I’ll sit outside. I’ll make a gin and tonic. Oh, and, yes! I’ll write.


So here I am, writing. I realized recently that writing solely for myself is a pleasure I have not explored in a really long time. I always laugh a little to myself, in a giddy way, when I think about how writing -- a pursuit that many find painful -- brings me immense joy. I get to be in the carnival of my own mind, where I control everything and can create anything. I get to try out ideas, test out word combinations, dream dreams. It’s a worthy escape and a mental exhaust valve. It's working especially well right now, when I don’t know what to do with myself and realize that I do not know how to relax. Thankfully, I’m able to lean on this crutch of being a writer to save me from being inert. Writing to me is thinking without having to think about thinking. I just let the ideas flow. (That makes sense to me, yet I realize it probably sounds bonkers).


I look at the dog. Still sleeping. I take a sip of my drink. I’ll be ready for a refill soon. I’m in the shade on a hot day, and the warm breeze has a tropical, vacation vibe. A car drives by, music blaring, and I wonder if this is a New York City thing, or a beachside thing, this need to live-out-loud the party going on in your own mind.


I keep writing because I’m not sure what I’ll do when I stop. Should I clean something? God no. Feed the dog? Yes, eventually. Balance the checkbook? Paint my nails? Organize a closet or a drawer?


Why is it so hard to go from doing everything to doing nothing? Is this an inherently female problem? A mother problem? Someone recently told me that she notices men are much better at treating hobbies as necessities in their lives, while women are more prone to feel guilty about them. I think that’s true. A hobby feels to me like a gift that I’ve earned, rather than an escape I deserve. Why is that? And how can I stop feeling like “Me” time is somehow a subtraction from the time I give everyone else?


The dog still sleeps. My drink dilutes in this intense July heat. I write because it keeps my hands busy and my mind occupied. If you’ve made it this far, thank you and my apologies. Sometimes a stream of consciousness is just that, and wisdom ebbs and flows.

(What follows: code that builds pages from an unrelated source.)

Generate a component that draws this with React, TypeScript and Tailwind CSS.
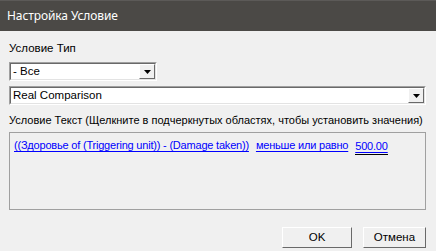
import { useState } from 'react';

const font = { fontFamily: '"Liberation Sans", Arial, sans-serif' };

function Arrow() {
  return (
    <svg width="7" height="4" viewBox="0 0 7 4" className="block">
      <path d="M0 0h7L3.5 4z" fill="#000" />
    </svg>
  );
}

function Combo({ value, width }: { value: string; width: string }) {
  return (
    <div className={`${width} h-[19px] flex border-t border-l border-[#a0a0a0] border-r border-b border-r-white border-b-white`}>
      <div className="flex-1 flex border-t border-l border-[#696969] border-r border-b border-r-[#e3e3e3] border-b-[#e3e3e3] bg-white">
        <div className="flex-1 pl-[2px] text-[11.5px] leading-[15px] text-black truncate">{value}</div>
        <div className="w-[16px] flex items-center justify-center bg-[#f0f0f0] border-t border-l border-white border-r border-b border-r-[#696969] border-b-[#696969]">
          <Arrow />
        </div>
      </div>
    </div>
  );
}

function Btn({ label, width }: { label: string; width: string }) {
  return (
    <button className={`${width} h-[21px] bg-[#f0f0f0] border-t border-l border-white border-r border-b border-r-[#696969] border-b-[#696969] text-[11.5px] leading-[17px] text-black`}>
      {label}
    </button>
  );
}

export default function App() {
  const [type] = useState('- Все');
  return (
    <div className="w-[436px] h-[251px] flex flex-col bg-[#f0f0f0] overflow-hidden" style={font}>
      <div className="h-[31px] shrink-0 bg-[#4b4946] border-t border-[#5c5a58] flex items-center px-[7px]">
        <span className="text-[12px] text-white tracking-[-0.1px]" style={{ fontFamily: '"Noto Sans", "Open Sans", sans-serif' }}>
          Настройка Условие
        </span>
      </div>

      <div className="flex-1 flex flex-col pl-[9px] pr-[10px]">
        <div className="mt-[10px] text-[11.5px] leading-[14px] text-black">Условие Тип</div>
        <div className="mt-[7px]">
          <Combo value={type} width="w-[148px]" />
        </div>
        <div className="mt-[5px]">
          <Combo value="Real Comparison" width="w-full" />
        </div>
        <div className="mt-[8px] text-[11px] leading-[14px] text-black whitespace-nowrap">
          Условие Текст (Щелкните в подчеркнутых областях, чтобы установить значения)
        </div>
        <div className="mt-[5px] h-[78px] border-t border-l border-[#a0a0a0] border-r border-b border-r-[#a0a0a0] border-b-[#a0a0a0] px-[4px] pt-[5px]">
          <div className="flex items-start gap-[7px] text-[11px] leading-[15px] text-[#0000ff] whitespace-nowrap tracking-[-0.2px]">
            <span className="underline underline-offset-2">((Здоровье of (Triggering unit)) - (Damage taken))</span>
            <span className="underline underline-offset-2">меньше или равно</span>
            <span className="underline underline-offset-2 border-b border-black leading-[16px]">500.00</span>
          </div>
        </div>
        <div className="mt-[17px] flex justify-end gap-[11px]">
          <Btn label="OK" width="w-[70px]" />
          <Btn label="Отмена" width="w-[63px]" />
        </div>
      </div>
    </div>
  );
}
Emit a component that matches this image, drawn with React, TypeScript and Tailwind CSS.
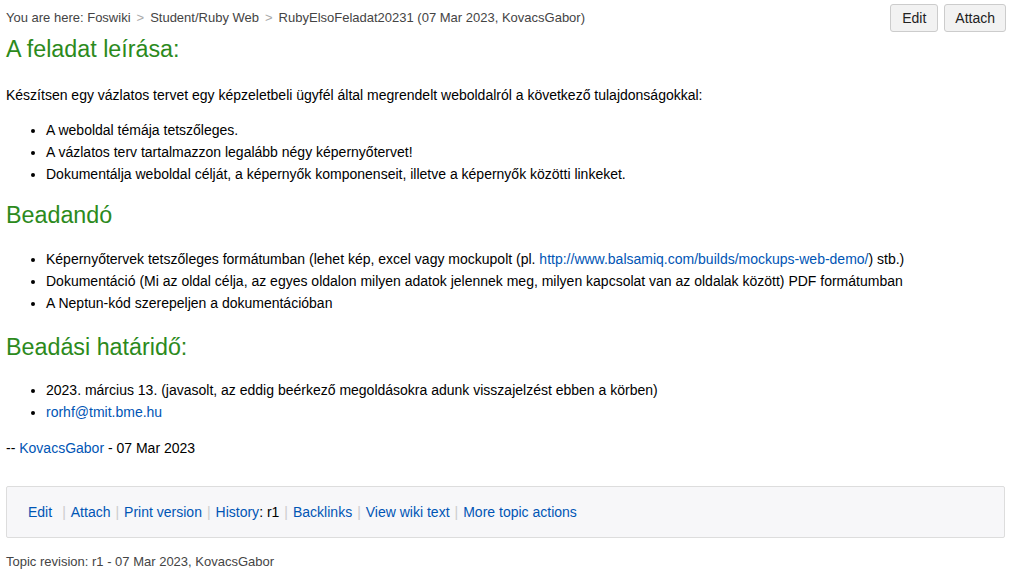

Do our brains just move too fast throughout the day, juggling all the to-dos of work and family, and is that why it is so hard to decompress? Does the piling up of life’s responsibilities make people like me manic and unable to settle down? Is it a generational curse—we grew up watching our parents work incredibly hard, and figure that’s our lot as well? I look at today’s 20-somethings, who are throwing off this yoke of “I’m so busy” for “I need self-care” and “work hard play hard” for “work less, play more.”


I don’t want my life to become a stream of “somedays” and “when things calm down I’ll…” I want to enjoy life now, in the way I can now. A 50-something friend told me she is going to Peru this fall not because it makes sense financially, but because “I know I can hike Machu Picchu now – I don’t know if that will be true later.” Ain’t that the truth.


Creating the life that you want involves big plans but also small choices. For me today, that’s choosing to write a blog post in my backyard on a day when everyone is out and no one needs anything from me (except the dog. Who is asleep. Still.)


And so I write, because it feels good. And because in this moment, it was the thing I wanted to do. How amazing is it to live out what you want in the moment? Not wishing or planning for the future, but embracing the now?


Interestingly, my brain feels calm now, like I wrung it out and worked out its restless energy. My drink needs a refresh. And the house is still quiet. In the list of moments to live in, this one isn’t too bad.